Answer with a single number: the count of lines that hold "components".

- _Information provided_
########
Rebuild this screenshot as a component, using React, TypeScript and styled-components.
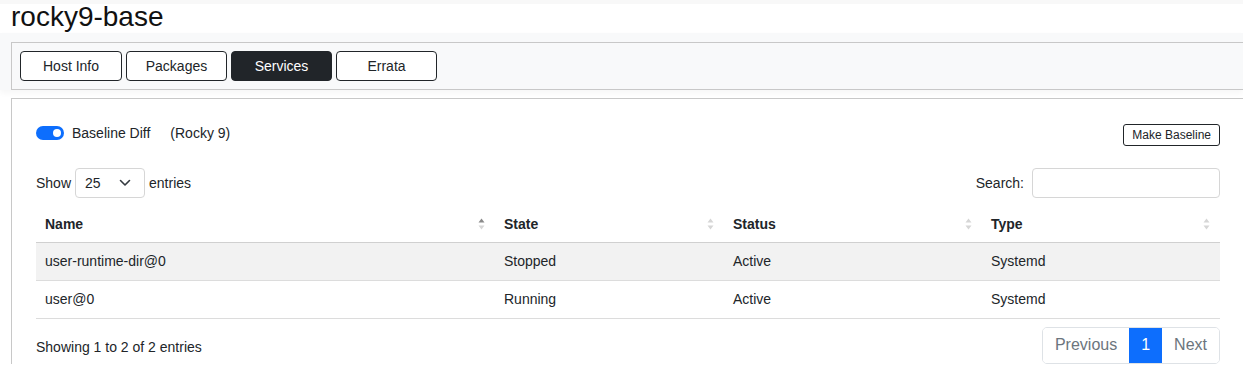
import React from 'react';
import styled, { createGlobalStyle } from 'styled-components';

const GlobalStyle = createGlobalStyle`
  html, body {
    margin: 0;
    padding: 0;
    overflow: hidden;
    background: #fff;
  }
  body {
    font-family: 'Liberation Sans', Arial, sans-serif;
    color: #212529;
  }
`;

interface Service {
  name: string;
  state: string;
  status: string;
  type: string;
}

const services: Service[] = [
  { name: 'user-runtime-dir@0', state: 'Stopped', status: 'Active', type: 'Systemd' },
  { name: 'user@0', state: 'Running', status: 'Active', type: 'Systemd' },
];

const tabs = ['Host Info', 'Packages', 'Services', 'Errata'];

const columns = [
  { label: 'Name', width: 459, sorted: true },
  { label: 'State', width: 229, sorted: false },
  { label: 'Status', width: 258, sorted: false },
  { label: 'Type', width: 238, sorted: false },
];

function SortIcon({ active }: { active: boolean }) {
  return (
    <SortSvg width="7" height="12" viewBox="0 0 7 12">
      <path d="M3.5 0.5 L6.5 4.5 L0.5 4.5 Z" fill={active ? '#8a8a8a' : '#d6d6d6'} />
      <path d="M3.5 11.5 L6.5 7.5 L0.5 7.5 Z" fill="#d6d6d6" />
    </SortSvg>
  );
}

function App() {
  return (
    <>
      <GlobalStyle />
      <TopStrip />
      <Title>rocky9-base</Title>
      <HeaderBand>
        <TabCard>
          {tabs.map((t) => (
            <TabButton key={t} $active={t === 'Services'}>
              {t}
            </TabButton>
          ))}
        </TabCard>
      </HeaderBand>
      <MainCard>
        <TopRow>
          <SwitchGroup>
            <Switch>
              <Knob />
            </Switch>
            <span>Baseline Diff</span>
            <Baseline>(Rocky 9)</Baseline>
          </SwitchGroup>
          <SmallButton>Make Baseline</SmallButton>
        </TopRow>
        <ControlsRow>
          <Label>
            Show
            <Select>
              <span>25</span>
              <svg width="12" height="8" viewBox="0 0 12 8">
                <path d="M1.5 1.5 L6 6 L10.5 1.5" fill="none" stroke="#343a40" strokeWidth="1.6" strokeLinecap="round" strokeLinejoin="round" />
              </svg>
            </Select>
            entries
          </Label>
          <Label>
            Search:
            <SearchInput />
          </Label>
        </ControlsRow>
        <Table>
          <thead>
            <tr>
              {columns.map((c) => (
                <HeadCell key={c.label} style={{ width: c.width }}>
                  <HeadInner>
                    {c.label}
                    <SortIcon active={c.sorted} />
                  </HeadInner>
                </HeadCell>
              ))}
            </tr>
          </thead>
          <tbody>
            {services.map((s, i) => (
              <Row key={s.name} $striped={i % 2 === 0}>
                <Cell>{s.name}</Cell>
                <Cell>{s.state}</Cell>
                <Cell>{s.status}</Cell>
                <Cell>{s.type}</Cell>
              </Row>
            ))}
          </tbody>
        </Table>
        <FooterRow>
          <Info>Showing 1 to 2 of 2 entries</Info>
          <Pagination>
            <PageItem>Previous</PageItem>
            <PageItem $active>1</PageItem>
            <PageItem>Next</PageItem>
          </Pagination>
        </FooterRow>
      </MainCard>
    </>
  );
}

const TopStrip = styled.div`
  height: 4px;
  background: #f8f8f8;
`;

const Title = styled.h1`
  margin: 0;
  padding-left: 11px;
  height: 29px;
  font-size: 28px;
  line-height: 26px;
  font-weight: 400;
  color: #111;
`;

const HeaderBand = styled.div`
  background: #f8f9fa;
  padding-top: 9px;
  padding-left: 11px;
  box-shadow: 0 3px 6px rgba(0, 0, 0, 0.04);
  margin-bottom: 8px;
`;

const TabCard = styled.div`
  display: flex;
  gap: 4px;
  padding: 8px;
  border: 1px solid #c8c8c8;
  border-right: none;
  background: #f8f9fa;
`;

const TabButton = styled.div<{ $active?: boolean }>`
  box-sizing: border-box;
  width: 101px;
  height: 30px;
  display: flex;
  align-items: center;
  justify-content: center;
  font-size: 14px;
  border: 1px solid #212529;
  border-radius: 4px;
  background: ${({ $active }) => ($active ? '#212529' : '#fff')};
  color: ${({ $active }) => ($active ? '#fff' : '#212529')};
  &:first-child {
    width: 102px;
  }
`;

const MainCard = styled.div`
  margin-left: 11px;
  margin-right: -20px;
  border: 1px solid #c8c8c8;
  border-bottom: none;
  padding: 0 42px 0 24px;
  background: #fff;
`;

const TopRow = styled.div`
  display: flex;
  justify-content: space-between;
  align-items: flex-start;
  padding-top: 25px;
`;

const SwitchGroup = styled.div`
  display: flex;
  align-items: center;
  height: 18px;
  font-size: 14px;
  gap: 8px;
`;

const Switch = styled.div`
  width: 28px;
  height: 14px;
  border-radius: 7px;
  background: #0d6efd;
  display: flex;
  align-items: center;
  justify-content: flex-end;
  padding-right: 3px;
  box-sizing: border-box;
`;

const Knob = styled.div`
  width: 8px;
  height: 8px;
  border-radius: 50%;
  background: #fff;
`;

const Baseline = styled.span`
  margin-left: 12px;
`;

const SmallButton = styled.div`
  box-sizing: border-box;
  height: 22px;
  padding: 0 8px;
  display: flex;
  align-items: center;
  font-size: 12px;
  border: 1px solid #212529;
  border-radius: 3px;
  color: #212529;
`;

const ControlsRow = styled.div`
  display: flex;
  justify-content: space-between;
  align-items: center;
  margin-top: 22px;
  margin-bottom: 7px;
`;

const Label = styled.div`
  display: flex;
  align-items: center;
  gap: 4px;
  font-size: 14px;
`;

const Select = styled.div`
  box-sizing: border-box;
  width: 70px;
  height: 30px;
  display: flex;
  align-items: center;
  justify-content: space-between;
  padding: 0 13px 0 9px;
  border: 1px solid #d6d6d6;
  border-radius: 4px;
  font-size: 14px;
`;

const SearchInput = styled.div`
  box-sizing: border-box;
  width: 188px;
  height: 30px;
  margin-left: 4px;
  border: 1px solid #d6d6d6;
  border-radius: 4px;
`;

const Table = styled.table`
  width: 100%;
  border-collapse: collapse;
  font-size: 14px;
`;

const HeadCell = styled.th`
  text-align: left;
  font-weight: 700;
  height: 37px;
  padding: 1px 10px 0 9px;
  border-bottom: 1px solid #d0d0d0;
  box-sizing: border-box;
`;

const HeadInner = styled.div`
  display: flex;
  align-items: center;
  justify-content: space-between;
`;

const SortSvg = styled.svg`
  display: block;
`;

const Row = styled.tr<{ $striped?: boolean }>`
  background: ${({ $striped }) => ($striped ? '#f2f2f2' : '#fff')};
`;

const Cell = styled.td`
  height: 37px;
  padding: 0 9px;
  border-bottom: 1px solid #dcdcdc;
  color: #212529;
`;

const FooterRow = styled.div`
  display: flex;
  justify-content: space-between;
  align-items: center;
  margin-top: 8px;
`;

const Info = styled.div`
  font-size: 14px;
  padding-top: 4px;
`;

const Pagination = styled.div`
  display: flex;
  border: 1px solid #dee2e6;
  border-radius: 5px;
  overflow: hidden;
  height: 37px;
  box-sizing: border-box;
`;

const PageItem = styled.div<{ $active?: boolean }>`
  display: flex;
  align-items: center;
  padding: 0 12px;
  font-size: 16px;
  background: ${({ $active }) => ($active ? '#0d6efd' : '#fff')};
  color: ${({ $active }) => ($active ? '#fff' : '#6c757d')};
`;

export default App;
########
- _The completed task_
2